Work to complete: Review the lines that follow and copy each one that contains the word "React".
[Start of Available records]
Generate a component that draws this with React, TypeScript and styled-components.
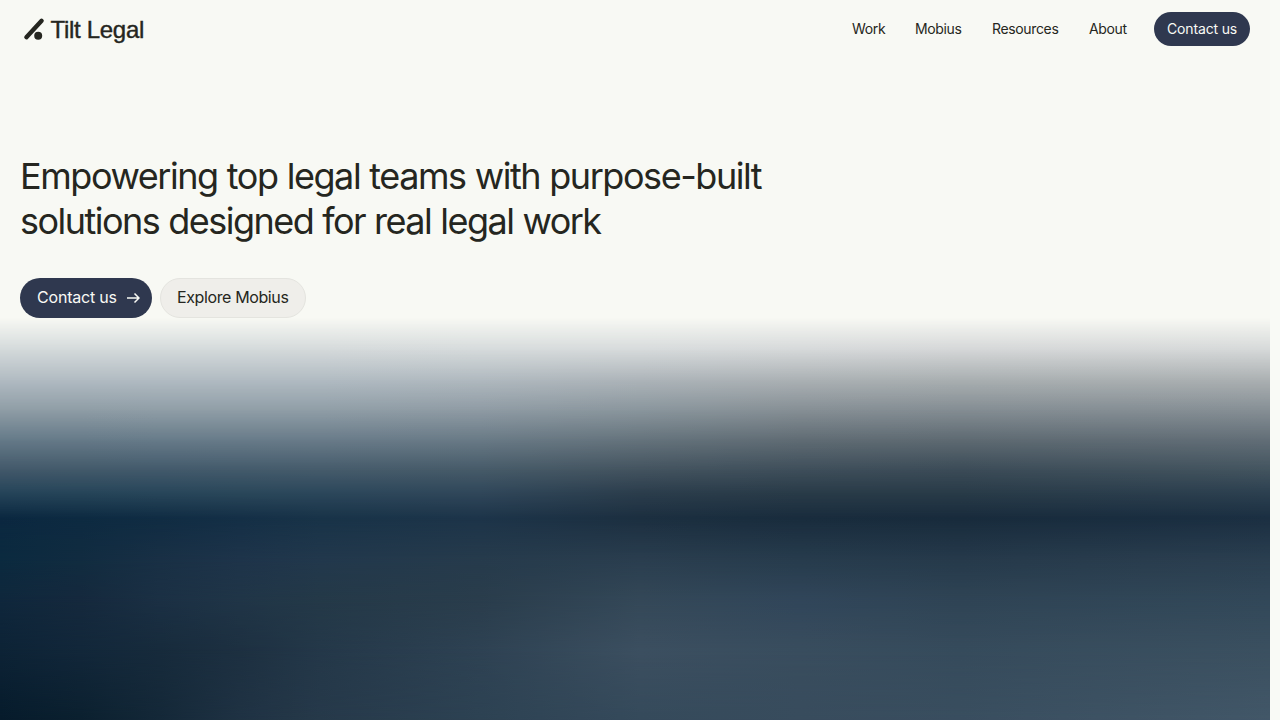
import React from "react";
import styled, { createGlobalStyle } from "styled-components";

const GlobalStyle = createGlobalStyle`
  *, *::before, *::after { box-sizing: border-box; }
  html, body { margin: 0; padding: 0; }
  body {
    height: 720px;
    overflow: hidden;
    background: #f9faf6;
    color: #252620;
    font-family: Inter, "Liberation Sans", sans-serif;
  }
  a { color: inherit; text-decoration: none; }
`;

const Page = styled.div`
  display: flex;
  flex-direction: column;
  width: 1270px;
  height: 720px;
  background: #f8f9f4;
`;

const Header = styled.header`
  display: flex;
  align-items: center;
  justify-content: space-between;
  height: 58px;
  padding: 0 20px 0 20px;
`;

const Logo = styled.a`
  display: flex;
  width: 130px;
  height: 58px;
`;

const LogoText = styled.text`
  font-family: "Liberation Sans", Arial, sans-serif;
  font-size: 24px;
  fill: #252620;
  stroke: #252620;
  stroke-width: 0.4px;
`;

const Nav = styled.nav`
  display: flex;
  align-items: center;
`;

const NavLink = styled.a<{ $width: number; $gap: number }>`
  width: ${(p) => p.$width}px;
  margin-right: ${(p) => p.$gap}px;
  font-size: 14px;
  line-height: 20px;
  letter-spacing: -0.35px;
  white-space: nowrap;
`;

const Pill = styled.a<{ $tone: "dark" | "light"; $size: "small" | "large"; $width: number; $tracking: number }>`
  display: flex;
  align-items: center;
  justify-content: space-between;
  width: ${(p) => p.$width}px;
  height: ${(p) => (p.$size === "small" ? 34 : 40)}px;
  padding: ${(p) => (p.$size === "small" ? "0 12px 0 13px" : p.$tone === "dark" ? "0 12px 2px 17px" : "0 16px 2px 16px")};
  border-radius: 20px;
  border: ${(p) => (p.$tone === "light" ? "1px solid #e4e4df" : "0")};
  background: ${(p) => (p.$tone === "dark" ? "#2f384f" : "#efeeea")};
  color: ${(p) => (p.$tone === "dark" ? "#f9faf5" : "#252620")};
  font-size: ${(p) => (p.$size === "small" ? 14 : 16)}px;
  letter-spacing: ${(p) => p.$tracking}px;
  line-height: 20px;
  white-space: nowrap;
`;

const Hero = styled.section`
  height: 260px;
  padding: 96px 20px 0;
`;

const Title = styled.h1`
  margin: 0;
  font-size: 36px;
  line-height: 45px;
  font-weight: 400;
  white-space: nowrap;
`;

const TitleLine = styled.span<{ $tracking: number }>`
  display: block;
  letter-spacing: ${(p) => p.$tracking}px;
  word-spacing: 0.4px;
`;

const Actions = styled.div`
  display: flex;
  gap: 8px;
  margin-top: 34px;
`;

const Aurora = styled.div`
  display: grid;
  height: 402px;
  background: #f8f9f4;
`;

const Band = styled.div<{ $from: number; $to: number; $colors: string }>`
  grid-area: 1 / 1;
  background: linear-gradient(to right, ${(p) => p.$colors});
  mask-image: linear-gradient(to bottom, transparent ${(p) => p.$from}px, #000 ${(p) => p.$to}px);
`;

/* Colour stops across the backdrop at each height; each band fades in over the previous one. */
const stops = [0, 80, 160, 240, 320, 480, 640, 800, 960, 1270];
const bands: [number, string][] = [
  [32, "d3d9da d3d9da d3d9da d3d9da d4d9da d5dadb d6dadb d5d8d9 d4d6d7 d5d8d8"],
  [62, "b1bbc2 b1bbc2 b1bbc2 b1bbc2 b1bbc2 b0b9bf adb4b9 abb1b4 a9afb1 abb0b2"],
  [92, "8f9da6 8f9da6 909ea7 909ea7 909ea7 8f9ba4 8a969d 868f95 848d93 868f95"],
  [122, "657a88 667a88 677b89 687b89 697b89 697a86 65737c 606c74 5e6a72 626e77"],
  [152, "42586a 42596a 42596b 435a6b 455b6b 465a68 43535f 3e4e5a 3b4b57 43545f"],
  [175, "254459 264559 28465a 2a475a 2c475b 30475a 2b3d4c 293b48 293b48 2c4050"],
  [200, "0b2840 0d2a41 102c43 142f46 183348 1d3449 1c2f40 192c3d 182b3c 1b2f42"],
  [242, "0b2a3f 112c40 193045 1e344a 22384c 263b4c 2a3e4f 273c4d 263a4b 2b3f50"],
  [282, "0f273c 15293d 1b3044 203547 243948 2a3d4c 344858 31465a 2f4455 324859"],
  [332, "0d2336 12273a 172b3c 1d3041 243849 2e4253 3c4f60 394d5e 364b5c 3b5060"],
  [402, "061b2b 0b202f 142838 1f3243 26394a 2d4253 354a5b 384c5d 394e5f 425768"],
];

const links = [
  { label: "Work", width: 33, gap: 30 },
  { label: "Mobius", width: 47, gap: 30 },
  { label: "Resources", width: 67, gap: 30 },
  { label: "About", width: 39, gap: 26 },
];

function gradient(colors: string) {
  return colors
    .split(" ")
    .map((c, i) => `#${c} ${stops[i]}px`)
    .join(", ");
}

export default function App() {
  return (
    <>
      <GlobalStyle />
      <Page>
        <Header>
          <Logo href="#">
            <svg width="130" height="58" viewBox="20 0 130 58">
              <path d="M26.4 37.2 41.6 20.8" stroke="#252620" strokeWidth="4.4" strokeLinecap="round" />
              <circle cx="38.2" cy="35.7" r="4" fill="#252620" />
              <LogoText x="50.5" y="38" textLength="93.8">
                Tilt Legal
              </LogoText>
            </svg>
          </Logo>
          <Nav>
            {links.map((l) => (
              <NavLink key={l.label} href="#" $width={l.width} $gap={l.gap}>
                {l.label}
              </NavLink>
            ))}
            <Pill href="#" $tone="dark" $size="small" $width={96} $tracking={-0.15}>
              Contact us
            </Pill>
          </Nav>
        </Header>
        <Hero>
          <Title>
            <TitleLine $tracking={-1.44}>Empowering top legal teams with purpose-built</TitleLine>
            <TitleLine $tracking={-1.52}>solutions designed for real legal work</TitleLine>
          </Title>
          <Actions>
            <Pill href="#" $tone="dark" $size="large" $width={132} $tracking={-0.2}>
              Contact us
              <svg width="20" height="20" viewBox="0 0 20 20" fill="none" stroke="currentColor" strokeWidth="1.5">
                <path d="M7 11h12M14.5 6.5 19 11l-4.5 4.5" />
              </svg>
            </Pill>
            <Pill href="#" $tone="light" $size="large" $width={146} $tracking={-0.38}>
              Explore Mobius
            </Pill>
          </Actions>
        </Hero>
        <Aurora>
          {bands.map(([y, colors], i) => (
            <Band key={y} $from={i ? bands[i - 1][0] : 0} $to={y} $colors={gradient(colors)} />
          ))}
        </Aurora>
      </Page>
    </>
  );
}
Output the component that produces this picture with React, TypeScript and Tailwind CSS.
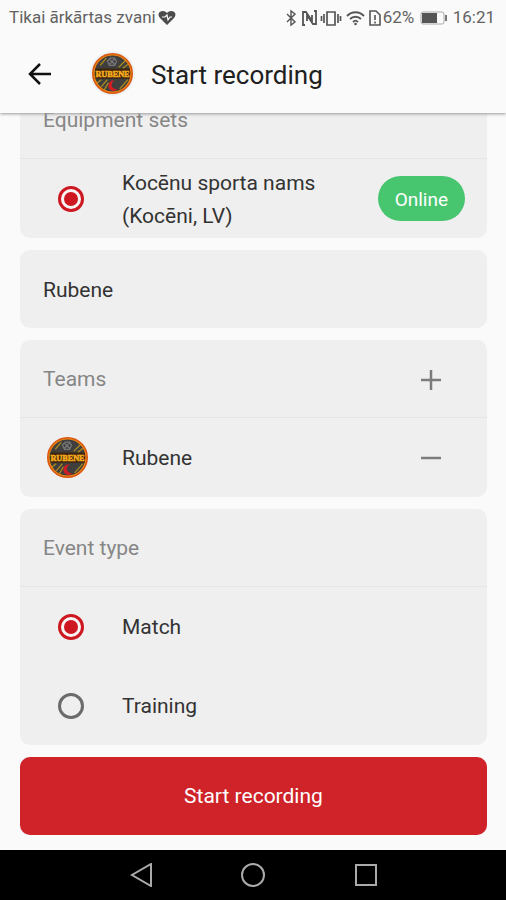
[End of Available records]
Worked solution:
Generate a component that draws this with React, TypeScript and styled-components.
import React from "react";
Output the component that produces this picture with React, TypeScript and Tailwind CSS.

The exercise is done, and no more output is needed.